N. Korea agrees in principle to November nuclear talks

North Korea has agreed in principle to hold another round of talks in Beijing in early November to discuss its nuclear weapons programme, Japan's Kyodo news agency said yesterday, quoting diplomatic sources in Moscow. During discussions in Beijing in...

North Korea has agreed in principle to hold another round of talks in Beijing in early November to discuss its nuclear weapons programme, Japan's Kyodo news agency said yesterday, quoting diplomatic sources in Moscow.

During discussions in Beijing in August, North Korea, South Korea, the United States, Russia, Japan and China agreed that tensions over Pyongyang's nuclear ambitions should be defused peacefully, but no date was set for another round of talks.

A senior US official said in Washington on Wednesday that the next round might not take place until November, slightly later than initially expected.

Pyongyang's official news agency said separately yesterday that North Korean leader Kim Jong-il, who rarely meets foreign visitors, had held talks "in a cordial atmosphere" with Russian presidential envoy Konstantin Pulikovsky on the September 9 anniversary of the founding of North Korea.

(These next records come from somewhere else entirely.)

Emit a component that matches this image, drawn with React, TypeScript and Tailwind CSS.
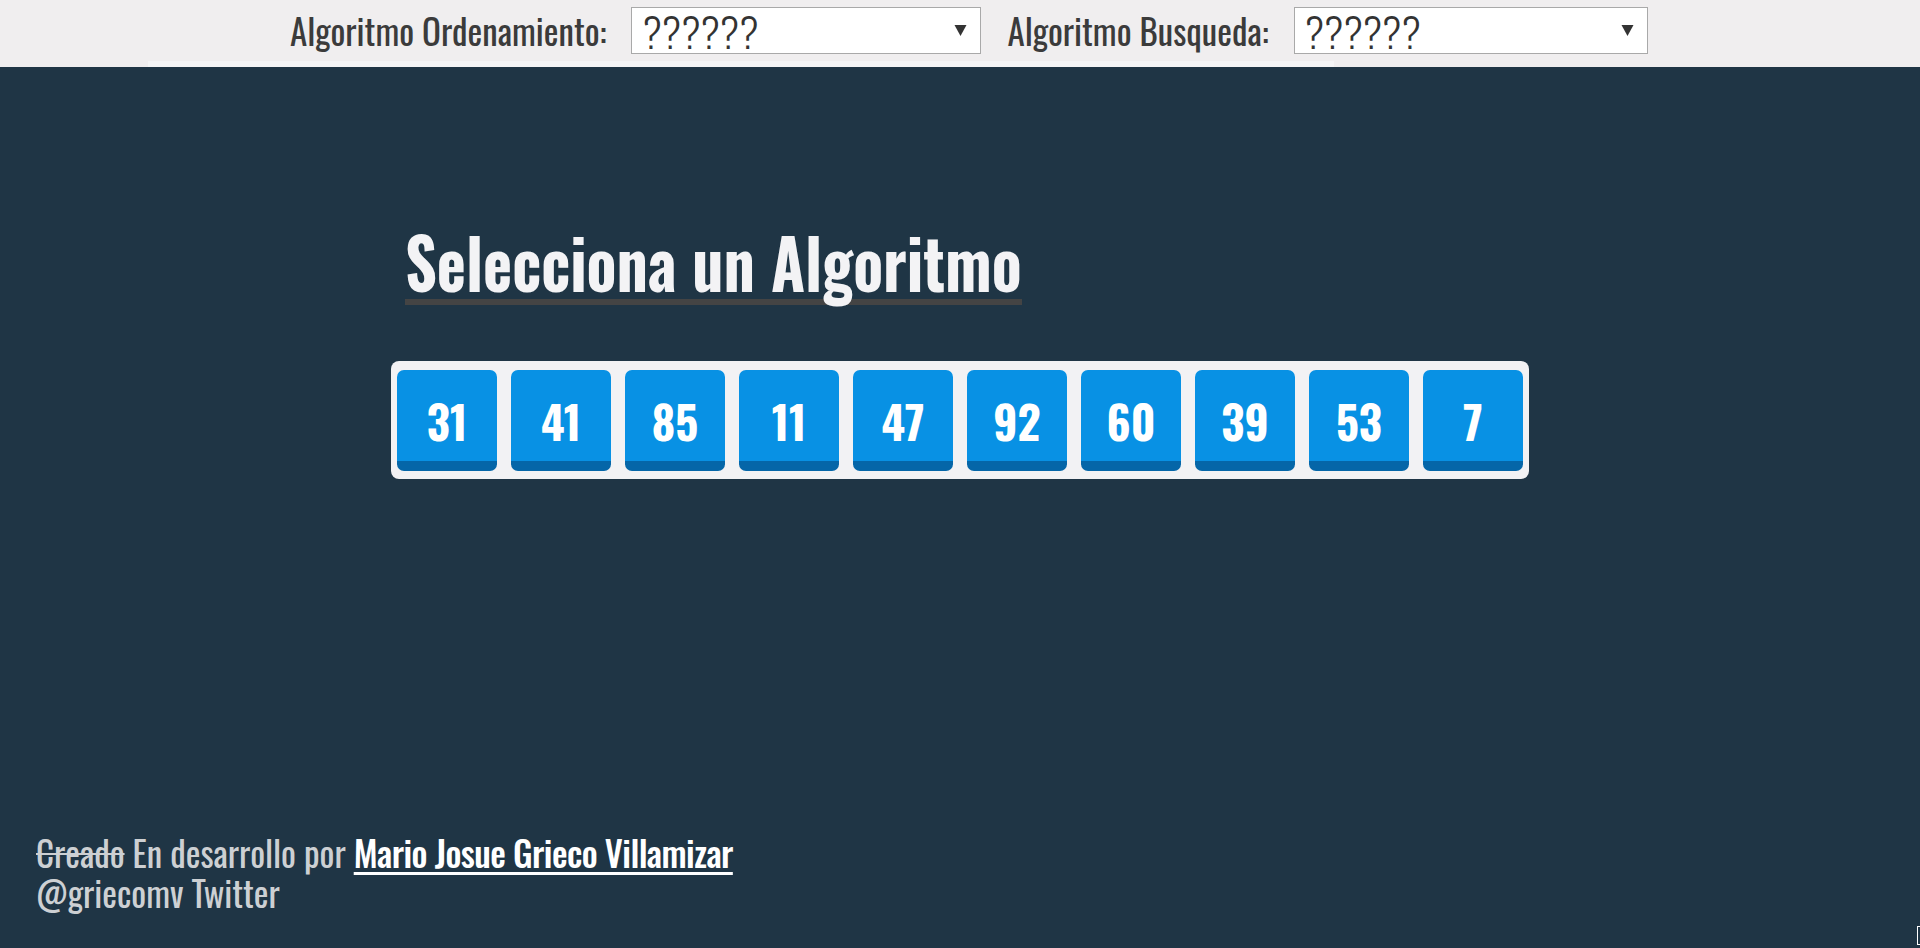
import { useState } from "react"

const numbers = [31, 41, 85, 11, 47, 92, 60, 39, 53, 7]

function Picker({ width }: { width: string }) {
  const [value, setValue] = useState("??????")
  return (
    <div className={`relative h-[47px] ${width}`}>
      <select
        value={value}
        onChange={(e) => setValue(e.target.value)}
        className="h-full w-full appearance-none border border-[#a9a9a9] bg-white pl-[10px] text-[41px] font-light leading-none text-[#333] outline-none"
      >
        <option>??????</option>
      </select>
      <svg className="pointer-events-none absolute right-[14px] top-[17px]" width="13" height="13" viewBox="0 0 13 13">
        <path d="M0.5 1 L12.5 1 L6.5 12 Z" fill="#333" />
      </svg>
    </div>
  )
}

export default function App() {
  return (
    <div className="relative flex min-h-screen flex-col bg-[#1f3545] font-['Oswald','Liberation_Sans_Narrow',sans-serif]">
      <header className="flex h-[67px] flex-col bg-[#f0eeef]">
        <div className="flex h-[61px] items-center pl-[290px]">
          <label className="text-[35px] leading-none text-[#3b3b3b]">Algoritmo Ordenamiento:</label>
          <div className="ml-[25px]">
            <Picker width="w-[350px]" />
          </div>
          <label className="ml-[26px] text-[35px] leading-none text-[#3b3b3b]">Algoritmo Busqueda:</label>
          <div className="ml-[25px]">
            <Picker width="w-[354px]" />
          </div>
        </div>
        <div className="ml-[148px] h-[6px] w-[1186px] bg-[#f5f5f6]" />
      </header>

      <main className="flex flex-1 flex-col items-start pl-[391px]">
        <h1 className="ml-[14px] mt-[169px] inline-block border-b-[6px] border-[#444] pb-[7px] text-[62px] font-bold leading-[56px] text-[#f3f3f5]">
          <span className="inline-block origin-[0_56px] scale-y-[1.12]">Selecciona un Algoritmo</span>
        </h1>

        <div className="mt-[56px] flex gap-[14px] rounded-lg bg-[#f2f2f4] px-[6px] pb-[8px] pt-[9px]">
          {numbers.map((n) => (
            <div
              key={n}
              className="flex h-[101px] w-[100px] items-center justify-center rounded-[7px] border-b-[10px] border-[#0566a8] bg-[#0891e4] pt-[9px]"
            >
              <span className="text-[45px] font-bold leading-none text-white">{n}</span>
            </div>
          ))}
        </div>
      </main>

      <footer className="px-[36px] pb-[36px] text-[35px] leading-[40px] text-[#cdd0d3]">
        <p>
          <span className="line-through decoration-2">Creado</span> En desarrollo por{" "}
          <a href="#" className="font-medium tracking-[-0.6px] text-white underline decoration-[3px] underline-offset-[4px]">
            Mario Josue Grieco Villamizar
          </a>
        </p>
        <p>@griecomv Twitter</p>
      </footer>

      <div className="absolute bottom-[3px] right-0 h-[19px] w-[3px] border-y border-l border-white" />
    </div>
  )
}
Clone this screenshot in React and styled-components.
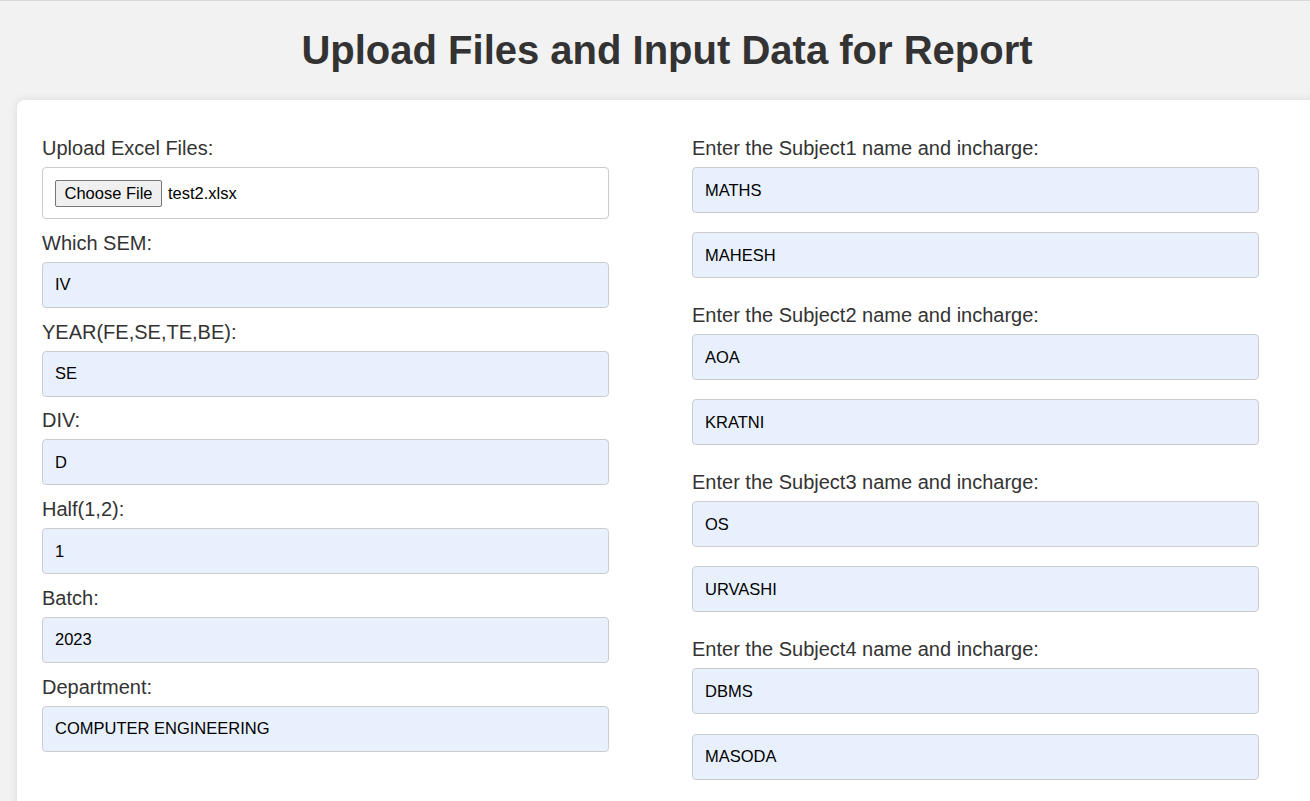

"The (Russian) presidential envoy came here with a personal letter of Russian president," the Korean Central News Agency (KCNA) said.

The diplomatic sources in Moscow said the letter from Russian President Vladimir Putin urged Kim to abide by the agreement in Beijing and not take steps that could aggravate the situation, such as declaring North Korea had nuclear arms, Kyodo reported.

North Korea celebrated the 55th anniversary of its founding with a huge parade but put no military hardware on display despite speculation it would showcase a new missile.

The United States wants the North agree to a verifiable and irreversible end to its nuclear programmes, including production of highly enriched uranium for nuclear fuel and plutonium.

US officials in Washington said on Thursday North Korea appeared to have halted work at its Yongbyon nuclear complex, centre of efforts to produce plutonium for atomic weapons.

The officials said they did not know the reason, but said the possibilities included that Pyongyang had done this as a gesture to encourage negotiations with Washington, that it had run into technical difficulties, or, more ominously, that it had finished reprocessing fuel needed for a half dozen or more nuclear bombs.

"There's not much going on," one US official said when asked about current activity at Yongbyon.